Alas, my waking mind remains ruefully skeptical. Then again, perhaps it is my waking self that is missing something beautiful. As Chuang Tzu might have asked, am I a cynic who dreams he is a composer, or a composer who dreams he is a cynic?

Management Attention Units

I’ve been noticing, as my recent life has been getting busier and busier, that I’ve started shifting the way I think about things. Instead of just thinking “is this a good thing to do” or “is this a bad thing to do”, I’ve started thinking in terms of whether this one-more-thing-to-do is going to cause the entire apparatus I call a schedule to topple over ignominiously, like the effect of that one last proverbial straw on the back of an already overladen camel.
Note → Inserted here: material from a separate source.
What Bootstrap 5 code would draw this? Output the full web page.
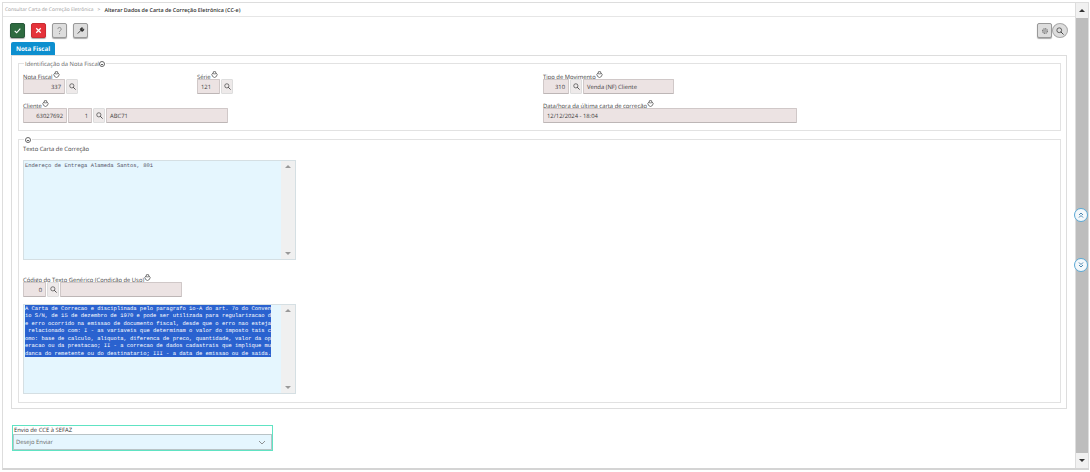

And I am reminded of what a wise older friend – alas no longer with us – told me many years ago. He said that the one real cost in any project, the thing that must be watched over at all costs, is the number of (in his words) MAU’s – Management Attention Units. You can cut corners on anything else, find alternate paths to the same goal, slash budgets, take short cuts, invent clever work-arounds, but you only have so many MAU’s in any project. If you use those up, the jig is up.

And so I realize, as paradoxical and against my nature as it seems, that doing less can in fact be doing more. Rather than racing all out to keep those plates spinning in the air, it might actually be more productive to spend a certain amount of time doing nothing – just to allow some space between the ears, rather than giving in to the next bout of action-packed planning and time juggling.

Just as muscles need time to rest, as even a top athlete needs to sleep at night, we all need a way, from time to time, to get away from our own ceaseless planning – from the management of our own busy lives. By all means dive in, make things happen, enjoy the happy madness of it all. Just be careful not to overspend your Management Attention Units.